## BRIEF
Quote the records in full and leave their pictures out.

## INPUT RECORDS
• • • •
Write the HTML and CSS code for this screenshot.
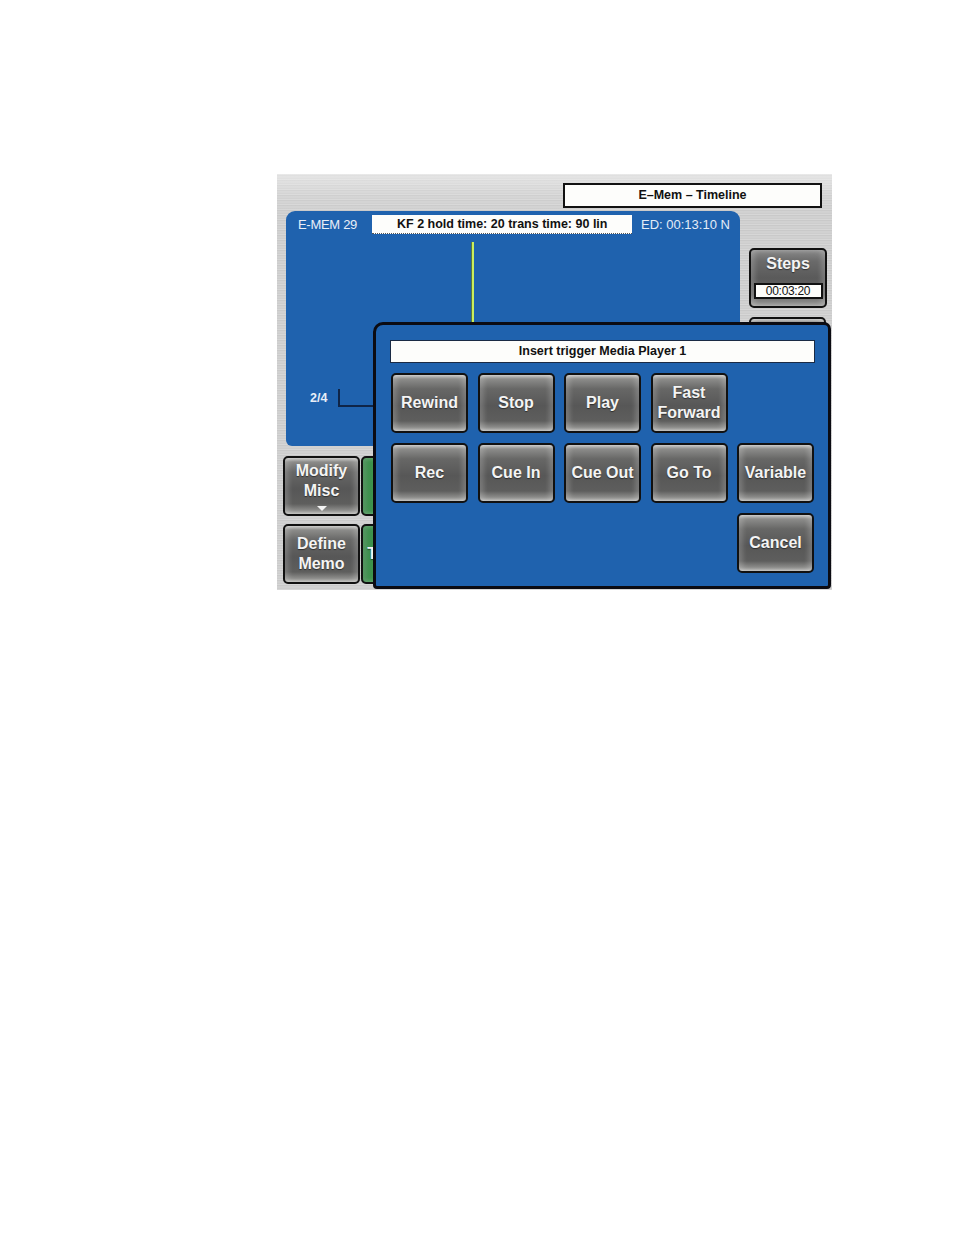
FILE: index.html
```html
<!DOCTYPE html>
<html lang="en">
<head>
    <meta charset="UTF-8">
    <meta name="viewport" content="width=device-width, initial-scale=1.0">
    <title>E-Mem - Timeline</title>
    <link rel="stylesheet" href="styles.css">
</head>
<body>
    <div class="page">
        <div class="screen">
            <div class="topbar">
                <div class="title-box">E&ndash;Mem &ndash; Timeline</div>
            </div>

            <div class="upper">
                <div class="panel">
                    <div class="panel-head">
                        <span class="emem">E-MEM 29</span>
                        <span class="kf-box">KF 2 hold time: 20 trans time: 90 lin</span>
                        <span class="ed">ED: 00:13:10 N</span>
                    </div>
                    <div class="track">
                        <div class="cursor"></div>
                        <div class="layer-row">
                            <span class="layer-label">2/4</span>
                            <span class="bracket"></span>
                        </div>
                    </div>
                </div>
                <div class="side">
                    <div class="btn steps">
                        <span class="steps-label">Steps</span>
                        <span class="time-box">00:03:20</span>
                    </div>
                    <div class="btn"></div>
                </div>
            </div>

            <div class="lower">
                <div class="btn">Modify<br>Misc<span class="arrow"></span></div>
                <div class="btn green"></div>
                <div class="btn">Define<br>Memo</div>
                <div class="btn green">Timeline</div>
            </div>

            <!-- trigger dialog sits over the timeline -->
            <div class="popup">
                <div class="popup-title">Insert trigger Media Player 1</div>
                <div class="popup-grid">
                    <div class="btn">Rewind</div>
                    <div class="btn">Stop</div>
                    <div class="btn">Play</div>
                    <div class="btn">Fast<br>Forward</div>
                    <div class="slot"></div>
                    <div class="btn">Rec</div>
                    <div class="btn">Cue In</div>
                    <div class="btn">Cue Out</div>
                    <div class="btn">Go To</div>
                    <div class="btn">Variable</div>
                    <div class="btn cancel">Cancel</div>
                </div>
            </div>
        </div>
    </div>
</body>
</html>
```

FILE: styles.css
```css
body {
    margin: 0;
    padding: 0;
    background-color: white;
    font-family: 'Liberation Sans', Arial, sans-serif;
}

.page {
    padding: 174px 0 0 277px;
}

.screen {
    position: relative;
    width: 555px;
    height: 416px;
    overflow: hidden;
    background:
        linear-gradient(180deg, rgba(255,255,255,0.45) 0, rgba(255,255,255,0.1) 22px, rgba(255,255,255,0) 40px),
        repeating-linear-gradient(180deg, #d7d7d7 0 1px, #c9c9c9 1px 2px, #d1d1d1 2px 4px, #cdcdcd 4px 5px);
}

.topbar {
    display: flex;
    justify-content: flex-end;
    padding: 9px 10px 0 0;
}

.title-box {
    box-sizing: border-box;
    width: 259px;
    height: 25px;
    border: 2px solid #111;
    background-color: #fdfdfb;
    font-size: 12.5px;
    font-weight: bold;
    line-height: 21px;
    text-align: center;
    color: #111;
}

.upper {
    display: flex;
    margin-top: 3px;
    padding-left: 9px;
}

.panel {
    display: flex;
    flex-direction: column;
    width: 454px;
    height: 235px;
    background-color: #1f62ae;
    border-radius: 9px 9px 6px 6px;
}

.panel-head {
    display: flex;
    align-items: center;
    height: 19px;
    margin-top: 4px;
    padding-left: 12px;
}

.emem {
    width: 74px;
    font-size: 13px;
    letter-spacing: -0.3px;
    color: #e8eef8;
}

.kf-box {
    box-sizing: border-box;
    width: 260px;
    height: 19px;
    padding-left: 25px;
    background-color: #fdfdfb;
    border-bottom: 1px dotted #555;
    font-size: 12.5px;
    font-weight: bold;
    line-height: 19px;
    color: #111;
    white-space: nowrap;
}

.ed {
    margin-left: 9px;
    font-size: 13px;
    color: #e4ecf7;
}

.track {
    position: relative;
    flex: 1;
}

.cursor {
    position: absolute;
    left: 185px;
    top: 8px;
    width: 2px;
    height: 120px;
    background-color: #c9ee5e;
    border-left: 1px solid #5d7a3a;
}

.layer-row {
    display: flex;
    align-items: center;
    margin-top: 155px;
    padding-left: 24px;
}

.layer-label {
    font-size: 12.5px;
    font-weight: bold;
    color: #e8eef8;
}

.bracket {
    box-sizing: border-box;
    width: 36px;
    height: 18px;
    margin-left: 11px;
    border-left: 2px solid #0f2548;
    border-bottom: 2px solid #0f2548;
}

.side {
    display: flex;
    flex-direction: column;
    gap: 9px;
    margin-left: 9px;
    padding-top: 37px;
}

.btn {
    box-sizing: border-box;
    display: flex;
    flex-direction: column;
    align-items: center;
    justify-content: center;
    width: 77px;
    height: 60px;
    border: 2px solid #111;
    border-radius: 5px;
    background: linear-gradient(180deg, #c4c4c2 0%, #8c8c8a 7%, #676766 25%, #575757 55%, #5e5e5d 82%, #8f8f8d 94%, #b9b9b6 100%);
    box-shadow: inset 4px 0 5px rgba(255,255,255,0.18), inset -4px 0 5px rgba(255,255,255,0.18);
    font-size: 16px;
    font-weight: bold;
    line-height: 20px;
    text-align: center;
    color: #f4f4f4;
    text-shadow: 0 1px 1px rgba(0,0,0,0.5);
}

.steps {
    width: 78px;
    justify-content: flex-start;
    padding-top: 3px;
    background: linear-gradient(180deg, #8a8a8a 0%, #6a6a6a 20%, #5a5a5a 50%, #666 80%, #9c9c9a 100%);
}

.steps-label {
    line-height: 22px;
}

.time-box {
    box-sizing: border-box;
    width: 69px;
    height: 16px;
    margin-top: 8px;
    border: 2px solid #111;
    background-color: #fdfdfb;
    font-size: 12px;
    font-weight: normal;
    line-height: 12px;
    letter-spacing: -0.3px;
    color: #111;
    text-shadow: none;
}

.lower {
    display: grid;
    grid-template-columns: 77px 77px;
    grid-template-rows: 62px 60px;
    column-gap: 1px;
    row-gap: 6px;
    margin-top: 10px;
    padding-left: 6px;
}

.arrow {
    width: 0;
    height: 0;
    margin-top: 5px;
    border-left: 5px solid transparent;
    border-right: 5px solid transparent;
    border-top: 5px solid #f4f4f4;
}

.green {
    background: linear-gradient(90deg, #2f7d3e 0%, #4cab5d 25%, #3b9a4d 60%, #2f7d3e 100%);
}

.popup {
    position: absolute;
    left: 96px;
    top: 148px;
    box-sizing: border-box;
    width: 458px;
    height: 267px;
    padding: 15px 0 0 14px;
    border: 3px solid #0b0b12;
    border-radius: 10px 7px 4px 4px;
    background-color: #1f62ae;
}

.popup-title {
    box-sizing: border-box;
    width: 425px;
    height: 23px;
    border: 1px solid #1a2a44;
    background-color: #fdfdfb;
    font-size: 12.5px;
    font-weight: bold;
    line-height: 21px;
    text-align: center;
    color: #111;
}

.popup-grid {
    display: grid;
    grid-template-columns: repeat(5, 77px);
    grid-auto-rows: 60px;
    column-gap: 9.5px;
    row-gap: 10px;
    margin: 10px 0 0 1px;
}

.cancel {
    grid-column: 5;
}
```
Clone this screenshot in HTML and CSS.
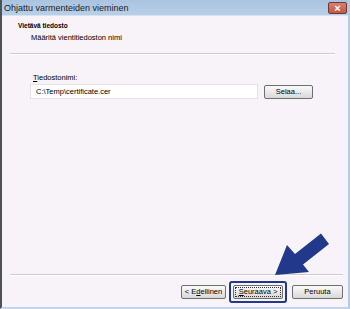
• • • •
## FINAL ANSWER
Write the HTML and CSS code for this screenshot.
FILE: index.html
```html
<!DOCTYPE html>
<html lang="en">
<head>
    <meta charset="UTF-8">
    <meta name="viewport" content="width=device-width, initial-scale=1.0">
    <title>E-Mem - Timeline</title>
    <link rel="stylesheet" href="styles.css">
</head>
<body>
    <div class="page">
        <div class="screen">
            <div class="topbar">
                <div class="title-box">E&ndash;Mem &ndash; Timeline</div>
            </div>

            <div class="upper">
                <div class="panel">
                    <div class="panel-head">
                        <span class="emem">E-MEM 29</span>
                        <span class="kf-box">KF 2 hold time: 20 trans time: 90 lin</span>
                        <span class="ed">ED: 00:13:10 N</span>
                    </div>
                    <div class="track">
                        <div class="cursor"></div>
                        <div class="layer-row">
                            <span class="layer-label">2/4</span>
                            <span class="bracket"></span>
                        </div>
                    </div>
                </div>
                <div class="side">
                    <div class="btn steps">
                        <span class="steps-label">Steps</span>
                        <span class="time-box">00:03:20</span>
                    </div>
                    <div class="btn"></div>
                </div>
            </div>

            <div class="lower">
                <div class="btn">Modify<br>Misc<span class="arrow"></span></div>
                <div class="btn green"></div>
                <div class="btn">Define<br>Memo</div>
                <div class="btn green">Timeline</div>
            </div>

            <!-- trigger dialog sits over the timeline -->
            <div class="popup">
                <div class="popup-title">Insert trigger Media Player 1</div>
                <div class="popup-grid">
                    <div class="btn">Rewind</div>
                    <div class="btn">Stop</div>
                    <div class="btn">Play</div>
                    <div class="btn">Fast<br>Forward</div>
                    <div class="slot"></div>
                    <div class="btn">Rec</div>
                    <div class="btn">Cue In</div>
                    <div class="btn">Cue Out</div>
                    <div class="btn">Go To</div>
                    <div class="btn">Variable</div>
                    <div class="btn cancel">Cancel</div>
                </div>
            </div>
        </div>
    </div>
</body>
</html>
```

FILE: styles.css
```css
body {
    margin: 0;
    padding: 0;
    background-color: white;
    font-family: 'Liberation Sans', Arial, sans-serif;
}

.page {
    padding: 174px 0 0 277px;
}

.screen {
    position: relative;
    width: 555px;
    height: 416px;
    overflow: hidden;
    background:
        linear-gradient(180deg, rgba(255,255,255,0.45) 0, rgba(255,255,255,0.1) 22px, rgba(255,255,255,0) 40px),
        repeating-linear-gradient(180deg, #d7d7d7 0 1px, #c9c9c9 1px 2px, #d1d1d1 2px 4px, #cdcdcd 4px 5px);
}

.topbar {
    display: flex;
    justify-content: flex-end;
    padding: 9px 10px 0 0;
}

.title-box {
    box-sizing: border-box;
    width: 259px;
    height: 25px;
    border: 2px solid #111;
    background-color: #fdfdfb;
    font-size: 12.5px;
    font-weight: bold;
    line-height: 21px;
    text-align: center;
    color: #111;
}

.upper {
    display: flex;
    margin-top: 3px;
    padding-left: 9px;
}

.panel {
    display: flex;
    flex-direction: column;
    width: 454px;
    height: 235px;
    background-color: #1f62ae;
    border-radius: 9px 9px 6px 6px;
}

.panel-head {
    display: flex;
    align-items: center;
    height: 19px;
    margin-top: 4px;
    padding-left: 12px;
}

.emem {
    width: 74px;
    font-size: 13px;
    letter-spacing: -0.3px;
    color: #e8eef8;
}

.kf-box {
    box-sizing: border-box;
    width: 260px;
    height: 19px;
    padding-left: 25px;
    background-color: #fdfdfb;
    border-bottom: 1px dotted #555;
    font-size: 12.5px;
    font-weight: bold;
    line-height: 19px;
    color: #111;
    white-space: nowrap;
}

.ed {
    margin-left: 9px;
    font-size: 13px;
    color: #e4ecf7;
}

.track {
    position: relative;
    flex: 1;
}

.cursor {
    position: absolute;
    left: 185px;
    top: 8px;
    width: 2px;
    height: 120px;
    background-color: #c9ee5e;
    border-left: 1px solid #5d7a3a;
}

.layer-row {
    display: flex;
    align-items: center;
    margin-top: 155px;
    padding-left: 24px;
}

.layer-label {
    font-size: 12.5px;
    font-weight: bold;
    color: #e8eef8;
}

.bracket {
    box-sizing: border-box;
    width: 36px;
    height: 18px;
    margin-left: 11px;
    border-left: 2px solid #0f2548;
    border-bottom: 2px solid #0f2548;
}

.side {
    display: flex;
    flex-direction: column;
    gap: 9px;
    margin-left: 9px;
    padding-top: 37px;
}

.btn {
    box-sizing: border-box;
    display: flex;
    flex-direction: column;
    align-items: center;
    justify-content: center;
    width: 77px;
    height: 60px;
    border: 2px solid #111;
    border-radius: 5px;
    background: linear-gradient(180deg, #c4c4c2 0%, #8c8c8a 7%, #676766 25%, #575757 55%, #5e5e5d 82%, #8f8f8d 94%, #b9b9b6 100%);
    box-shadow: inset 4px 0 5px rgba(255,255,255,0.18), inset -4px 0 5px rgba(255,255,255,0.18);
    font-size: 16px;
    font-weight: bold;
    line-height: 20px;
    text-align: center;
    color: #f4f4f4;
    text-shadow: 0 1px 1px rgba(0,0,0,0.5);
}

.steps {
    width: 78px;
    justify-content: flex-start;
    padding-top: 3px;
    background: linear-gradient(180deg, #8a8a8a 0%, #6a6a6a 20%, #5a5a5a 50%, #666 80%, #9c9c9a 100%);
}

.steps-label {
    line-height: 22px;
}

.time-box {
    box-sizing: border-box;
    width: 69px;
    height: 16px;
    margin-top: 8px;
    border: 2px solid #111;
    background-color: #fdfdfb;
    font-size: 12px;
    font-weight: normal;
    line-height: 12px;
    letter-spacing: -0.3px;
    color: #111;
    text-shadow: none;
}

.lower {
    display: grid;
    grid-template-columns: 77px 77px;
    grid-template-rows: 62px 60px;
    column-gap: 1px;
    row-gap: 6px;
    margin-top: 10px;
    padding-left: 6px;
}

.arrow {
    width: 0;
    height: 0;
    margin-top: 5px;
    border-left: 5px solid transparent;
    border-right: 5px solid transparent;
    border-top: 5px solid #f4f4f4;
}

.green {
    background: linear-gradient(90deg, #2f7d3e 0%, #4cab5d 25%, #3b9a4d 60%, #2f7d3e 100%);
}

.popup {
    position: absolute;
    left: 96px;
    top: 148px;
    box-sizing: border-box;
    width: 458px;
    height: 267px;
    padding: 15px 0 0 14px;
    border: 3px solid #0b0b12;
    border-radius: 10px 7px 4px 4px;
    background-color: #1f62ae;
}

.popup-title {
    box-sizing: border-box;
    width: 425px;
    height: 23px;
    border: 1px solid #1a2a44;
    background-color: #fdfdfb;
    font-size: 12.5px;
    font-weight: bold;
    line-height: 21px;
    text-align: center;
    color: #111;
}

.popup-grid {
    display: grid;
    grid-template-columns: repeat(5, 77px);
    grid-auto-rows: 60px;
    column-gap: 9.5px;
    row-gap: 10px;
    margin: 10px 0 0 1px;
}

.cancel {
    grid-column: 5;
}
```
Clone this screenshot in HTML and CSS.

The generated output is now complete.